More Money Woes

I wanted to move on from our last discussion but I’ve had a few people ask me to dig a little deeper into the ‘imminent’ problem that our Fed chair was so diligently attempting to bring forth to the attention of the zombie congressional finance committee.  If you haven’t read the first part of Money Woes you might want to do so before reading on here.  So after a bit of research using sources available to all and a bit of number crunching I was able to determine the following…..

We are so puckered.  And that’s basically paraphrasing the actual CBO report.

And here’s why.  The CBO runs historical trends and then ties that into the current state of the state and from there they get creative in their forecasting by assuming certain policy changes will be made and these potential changes will have assumed (positive) economic consequences.  Eventually they get to some forward guidance that may or may not be accurate but doesn’t put the country into a panic whilst also providing some underlying point.  I think someone at the CBO really dropped the ball on this one though because the report actually should have brought the country to a panic.  Despite the watered down direness of things it still sounds apocalyptic, like it was pulled from revelations.  But the reality is that things may be even worse.

Using just the historical trends to guide us through the future of total debt and GDP and even making some adjustments in favour of our future to dilute some of the negative impacts of the past 5 years (as I know many of you patriots will say “but the last 5 years are not typical”) we regardless get to 2038 levels that seem unfathomable.  And let me just say that the past 5 years are not that irregular if one goes back through time.  The difference is we may have crossed that point of no return as debt sets off to dwarf GDP given the exponential nature of its growth and the fact that we as a nation do not appear concerned running continuous budget and trade deficits.  Ok ok so what are the numbers??  Well do you want the good news or the bad news first??

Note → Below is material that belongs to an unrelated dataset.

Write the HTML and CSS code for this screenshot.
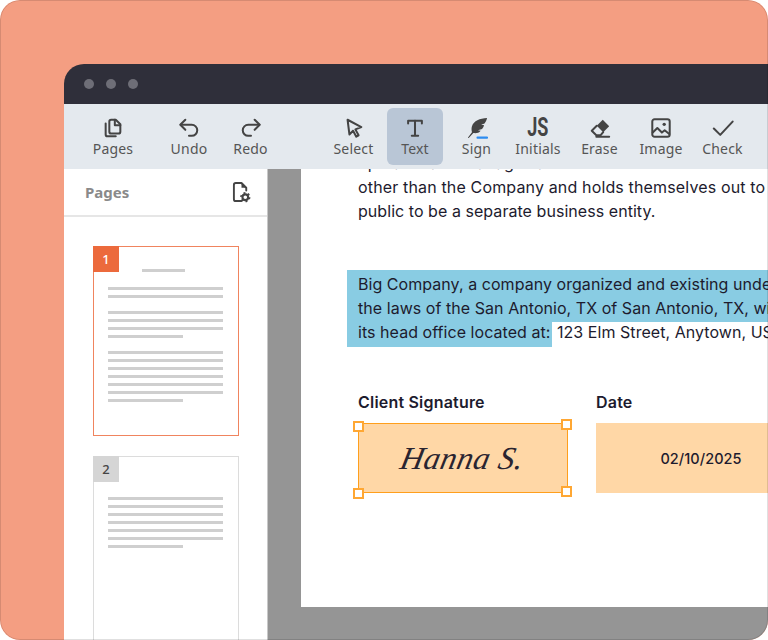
FILE: index.html
```html
<!DOCTYPE html>
<html lang="en">
<head>
  <meta charset="UTF-8">
  <meta name="viewport" content="width=device-width, initial-scale=1.0">
  <title>Document editor</title>
  <link rel="stylesheet" href="styles.css">
</head>
<body>
  <div class="frame">
    <div class="window">
      <div class="titlebar">
        <span class="dot"></span>
        <span class="dot"></span>
        <span class="dot"></span>
      </div>

      <div class="toolbar">
        <div class="tool tool-pages">
          <svg class="icon" viewBox="0 0 24 24"><path d="M10 3h5l5 5v8a2 2 0 0 1-2 2h-8a2 2 0 0 1-2-2V5a2 2 0 0 1 2-2z"/><path d="M14 3v6h6"/><path d="M4 7v12a2 2 0 0 0 2 2h9"/></svg>
          <span>Pages</span>
        </div>
        <div class="tool">
          <svg class="icon" viewBox="0 0 24 24"><path d="M8 14 2.500 8.500 8 3"/><path d="M3 8.500h12a6 6 0 0 1 0 12h-3"/></svg>
          <span>Undo</span>
        </div>
        <div class="tool tool-redo">
          <svg class="icon" viewBox="0 0 24 24"><path d="M16 14l5.500-5.500L16 3"/><path d="M21 8.500H9a6 6 0 0 0 0 12h3"/></svg>
          <span>Redo</span>
        </div>
        <div class="tool">
          <svg class="icon" viewBox="0 0 24 24"><path d="M5 3l15 8-6.500 2.500L17 20l-2.500 1.500-3.500-6.500-4 4z"/></svg>
          <span>Select</span>
        </div>
        <div class="tool active">
          <svg class="icon" viewBox="0 0 24 24"><path d="M4.500 7V4h15v3"/><path d="M12 4v16"/><path d="M8.500 20.500h7"/></svg>
          <span>Text</span>
        </div>
        <div class="tool">
          <svg class="icon" viewBox="0 0 24 24"><path class="fill" d="M23 1C15 1.500 8.500 4 6.500 10c-.7 2.200-.5 4.500 0 6.500L2 22.500l1 .5 5-5.500c3 .5 6 0 8-2.500l-3-.5 4.500-1.500c1-1 1.800-2.500 2.300-4l-3.300-.5 3.700-1.500C21.500 5.500 22.500 3 23 1z"/><path class="blue" d="M12.500 22.500H23"/></svg>
          <span>Sign</span>
        </div>
        <div class="tool">
          <span class="js-icon">JS</span>
          <span>Initials</span>
        </div>
        <div class="tool">
          <svg class="icon" viewBox="0 0 24 24"><path class="fill" d="M15 3l7 7-6.500 6.500-7-7z"/><path d="M8.500 9.500 3 15l5 5h4.500l3-3.500"/><path d="M8 21.500h14"/></svg>
          <span>Erase</span>
        </div>
        <div class="tool">
          <svg class="icon" viewBox="0 0 24 24"><rect x="2.500" y="2.500" width="19" height="19" rx="2.500"/><circle class="fill" cx="15.500" cy="8" r="1.800"/><path d="M3 17l5-5 5 5 3-2.500 5 4"/></svg>
          <span>Image</span>
        </div>
        <div class="tool">
          <svg class="icon" viewBox="0 0 24 24"><path d="M2 12.500l7 7L22.500 5"/></svg>
          <span>Check</span>
        </div>
      </div>

      <div class="workspace">
        <aside class="sidebar">
          <div class="sidebar-head">
            <span class="sidebar-title">Pages</span>
            <svg class="head-icon" viewBox="0 0 20 22">
              <path d="M10 20H4a2 2 0 0 1-2-2V3a2 2 0 0 1 2-2h6l5 5v3"/>
              <path class="fill" d="M10 1l5 5h-5z"/>
              <circle class="gear" cx="14" cy="16" r="3"/>
              <circle class="teeth" cx="14" cy="16" r="4.600"/>
            </svg>
          </div>
          <div class="thumbs">
            <div class="thumb current">
              <span class="badge">1</span>
              <div class="bar title"></div>
              <div class="bars">
                <div class="bar"></div>
                <div class="bar"></div>
              </div>
              <div class="bars">
                <div class="bar"></div>
                <div class="bar"></div>
                <div class="bar"></div>
                <div class="bar short"></div>
              </div>
              <div class="bars">
                <div class="bar"></div>
                <div class="bar"></div>
                <div class="bar"></div>
                <div class="bar"></div>
                <div class="bar"></div>
                <div class="bar"></div>
                <div class="bar short"></div>
              </div>
            </div>
            <div class="thumb second">
              <span class="badge">2</span>
              <div class="bars">
                <div class="bar"></div>
                <div class="bar"></div>
                <div class="bar"></div>
                <div class="bar"></div>
                <div class="bar"></div>
                <div class="bar"></div>
                <div class="bar short"></div>
              </div>
            </div>
          </div>
        </aside>

        <main class="canvas">
          <div class="page">
            <div class="para first">
              <div class="line">operates and manages a business</div>
              <div class="line wide">other than the Company and holds themselves out to</div>
              <div class="line">public to be a separate business entity.</div>
            </div>

            <div class="para selected">
              <div class="hl-block">
                <div class="line">Big Company, a company organized and existing under</div>
                <div class="line">the laws of the San Antonio, TX of San Antonio, TX, with</div>
              </div>
              <div class="line"><span class="hl-end">its head office located at:</span> 123 Elm Street, Anytown, USA</div>
            </div>

            <div class="fields">
              <div class="field">
                <div class="field-label">Client Signature</div>
                <div class="box sig-box">
                  <span class="signature">Hanna S.</span>
                  <span class="handle h-tl"></span>
                  <span class="handle h-tr"></span>
                  <span class="handle h-bl"></span>
                  <span class="handle h-br"></span>
                </div>
              </div>
              <div class="field">
                <div class="field-label">Date</div>
                <div class="box date-box">02/10/2025</div>
              </div>
            </div>
          </div>
        </main>
      </div>
    </div>
  </div>
</body>
</html>
```

FILE: styles.css
```css
html, body {
  margin: 0;
  padding: 0;
  background: white;
}
.frame {
  position: relative;
  width: 768px;
  height: 640px;
  box-sizing: border-box;
  padding: 64px 0 0 64px;
  background: #f49e82;
  border-radius: 20px;
  overflow: hidden;
}
.frame::after {
  content: "";
  position: absolute;
  inset: 0;
  border: 1px solid rgba(0,0,0,0.12);
  border-radius: 20px;
  pointer-events: none;
}
.window {
  height: 576px;
  display: flex;
  flex-direction: column;
  border-top-left-radius: 20px;
  overflow: hidden;
}

/* title bar */
.titlebar {
  height: 40px;
  flex: none;
  display: flex;
  align-items: center;
  gap: 12px;
  padding-left: 20px;
  background: #2f2f3a;
}
.dot {
  width: 10px;
  height: 10px;
  border-radius: 50%;
  background: #6e6e77;
}

/* toolbar */
.toolbar {
  height: 65px;
  flex: none;
  box-sizing: border-box;
  display: flex;
  gap: 5.5px;
  padding: 4px 0 4px 21px;
  background: #e4e9ee;
}
.tool {
  width: 56px;
  flex: none;
  display: flex;
  flex-direction: column;
  align-items: center;
  padding-top: 9px;
  box-sizing: border-box;
  border-radius: 6px;
  font-family: "Noto Sans", sans-serif;
  font-size: 14px;
  letter-spacing: 0.2px;
  line-height: 20px;
  color: #555;
  white-space: nowrap;
}
.tool-pages {
  margin-right: 14.5px;
}
.tool-redo {
  margin-right: 41.5px;
}
.tool.active {
  background: #b9c6d6;
}
.icon {
  width: 22px;
  height: 22px;
  fill: none;
  stroke: #444;
  stroke-width: 2.2;
  stroke-linecap: round;
  stroke-linejoin: round;
}
.icon .fill {
  fill: #444;
  stroke: none;
}
.icon .blue {
  stroke: #2d8cf0;
}
.js-icon {
  height: 22px;
  font-family: Roboto, sans-serif;
  font-size: 25px;
  line-height: 22px;
  font-weight: 700;
  color: #444;
  transform: scaleX(0.72);
}

/* left panel */
.workspace {
  flex: 1;
  min-height: 0;
  display: flex;
}
.sidebar {
  width: 204px;
  flex: none;
  box-sizing: border-box;
  background: white;
  border-right: 1px solid #c8c8c8;
  overflow: hidden;
}
.sidebar-head {
  height: 48px;
  box-sizing: border-box;
  display: flex;
  align-items: center;
  justify-content: space-between;
  padding: 0 16px 0 21px;
  border-bottom: 2px solid #e6e6e6;
}
.sidebar-title {
  font-family: "Noto Sans", sans-serif;
  font-size: 15px;
  font-weight: 700;
  color: #8a8a8a;
}
.head-icon {
  width: 19px;
  height: 21px;
  fill: none;
  stroke: #444;
  stroke-width: 2;
  stroke-linejoin: round;
  stroke-linecap: round;
}
.head-icon .fill {
  fill: #444;
  stroke: none;
}
.head-icon .gear {
  fill: white;
  stroke: #444;
  stroke-width: 2.2;
}
.head-icon .teeth {
  stroke-width: 1.6;
  stroke-linecap: butt;
  stroke-dasharray: 2 2.800;
}
.thumbs {
  display: flex;
  flex-direction: column;
  gap: 20px;
  padding: 29px 0 0 29px;
}
.thumb {
  position: relative;
  width: 146px;
  flex: none;
  box-sizing: border-box;
  border: 1px solid #dcdcdc;
  padding: 22px 15px 0 14px;
}
.thumb.current {
  height: 190px;
  border-color: #f0845e;
}
.thumb.second {
  height: 200px;
  padding-top: 40px;
}
.badge {
  position: absolute;
  top: -1px;
  left: -1px;
  width: 26px;
  height: 26px;
  display: flex;
  align-items: center;
  justify-content: center;
  background: #d5d5d5;
  color: #444;
  font-family: "Noto Sans", sans-serif;
  font-size: 13px;
  font-weight: 500;
}
.current .badge {
  background: #ec6a3c;
  color: white;
}
.bars {
  display: flex;
  flex-direction: column;
  gap: 5px;
  margin-bottom: 13px;
}
.bar {
  height: 3px;
  background: #cfcfcf;
}
.bar.short {
  width: 75px;
}
.bar.title {
  width: 43px;
  margin: 0 0 15px 34px;
}

/* document */
.canvas {
  flex: 1;
  min-width: 0;
  background: #959595;
  padding: 0 0 33px 33px;
}
.page {
  height: 100%;
  box-sizing: border-box;
  padding-left: 57px;
  background: white;
  overflow: hidden;
  font-family: Inter, sans-serif;
  font-size: 16px;
  letter-spacing: 0.05px;
  line-height: 24px;
  color: #1d1b2e;
}
.line {
  white-space: nowrap;
}
.line.wide {
  letter-spacing: 0.15px;
}
.para.first {
  margin-top: -18px;
}
.para.selected {
  margin: 47px 0 0 -11px;
}
.hl-block {
  padding: 2px 0 2px 11px;
  background: #89cce3;
}
.selected > .line {
  margin-top: -2px;
}
.hl-end {
  display: inline-block;
  padding: 0 2px 3px 11px;
  background: #89cce3;
}
.fields {
  display: flex;
  gap: 28px;
  margin-top: 43px;
}
.field {
  width: 210px;
  flex: none;
}
.field-label {
  font-weight: 600;
  letter-spacing: 0.2px;
  margin-bottom: 9px;
}
.box {
  position: relative;
  height: 70px;
  display: flex;
  align-items: center;
  justify-content: center;
  box-sizing: border-box;
  background: #ffd7a6;
  font-size: 14.5px;
  font-weight: 500;
}
.date-box {
  padding-top: 1px;
}
.sig-box {
  border: 1.5px solid #ff9f1c;
}
.signature {
  font-family: "Liberation Serif", serif;
  font-style: italic;
  font-size: 32px;
  font-weight: 400;
  letter-spacing: 0.5px;
  color: #2a2430;
  transform: skewX(-12deg);
}
.handle {
  position: absolute;
  width: 11px;
  height: 11px;
  box-sizing: border-box;
  background: white;
  border: 2px solid #ffa733;
}
.h-tl { left: -6px; top: -3px; }
.h-tr { right: -5px; top: -5px; }
.h-bl { left: -6px; bottom: -7px; }
.h-br { right: -5px; bottom: -5px; }
```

Let’s start on a positive note.  By 2038 GDP could grow to over $31T.  The bad news is that total debt will likely grow to $96T.  So let’s take a closer look at these figures.  The CBO indicated total debt could be as much as 190% of GDP, however, if we don’t assume any miraculous policy changes (remember there are policy changes over time and the historical figures inherently have the effects of all the various policy changes overtime imbedded within them) we see that total debt will actually be somewhere around 300% of GDP.  The one caveat I may be willing to concede is that I’m not sure there will be any demand for our debt beyond 190% debt to GDP and so maybe it does stop there.  Now let’s go over again why this is a bad thing.  Remember we have to service this debt.  So let’s say conservatively interest on debt by 2038 is the current 40 yr average of around 7.5%.  Let’s also assume the government continues to take 25% of GDP as revenue by way of income tax (the problem with increasing the tax rate is that you stifle GDP and we didn’t adjust for that as we wanted to keep GDP growing as much as we could reasonably assume).  The math here is quite simple now.  The government will generate 25% of $31T (GDP), so around $7.8T, which is what will be available to service debt and all other government expenditures.  The debt service  we said will be 7.5% of $96T (total debt), so around $7.2T.  This means that by 2038 the US will have an interest coverage ratio of 1x.   Here is where the assumptions tend to break down.  At what point do US Treasuries no longer represent risk free assets?  And how do we price Treasuries and other bonds at that point?

The reality is at some point the rest of the world will not consider US debt as risk free and when that happens there will be a material upward shift in what the US is forced to pay in interest.  So the 7.5% is not a realistic rate by 2038 if we continue on course.  Given current risk free rates and current spreads on corporate debt with interest coverage ratios of 1x we would be paying at least 11.5% interest.  However as US Treasuries become riskier the risk free rate will move up as well.  Let’s assume the current 40 yr average will be the risk free rate and so given the spread we’re looking at 15% average interest on total debt by 2038 (even that assumes the spread value doesn’t increase so this is a very best case scenario).  That would result in debt service of 15% of $96T, so around $14T in interest.  So given the numbers and letting the historical trends guide where we will be given where we are, we truly might be dead in the water.  These are real models derived from actual historical data and current fiscal condition.  This was not done to make some scary stress test worst case scenario I could possibly come up with for dramatic effect.  I simply ran the numbers and this is what they are telling us.  And this is what the CBO and the Fed too are telling us.  And yet still we have no major US media outlets spoon feeding us this dire reality.  Nope they just continue telling us the markets are great and profits are at all time highs.  Nor can the Fed chair seem to shake our zombie legislators of their thirst for additional monetary easing and fiscal stimulation.  The legislators prefer us suckling at the teat and the media will make sure our lips are firmly attached.  While we are distracted filling our bellies with our children’s future there are those that are accumulating extraordinary wealth from our current policies and one can hardly blame them except for the fact that these great accumulators are pursuing our policy makers for such favourable policies as only those with extraordinary wealth can do.  Well I don’t know about you but I am ready to seek my next teat so I say to you, as goes our debt, onward and upward to you all.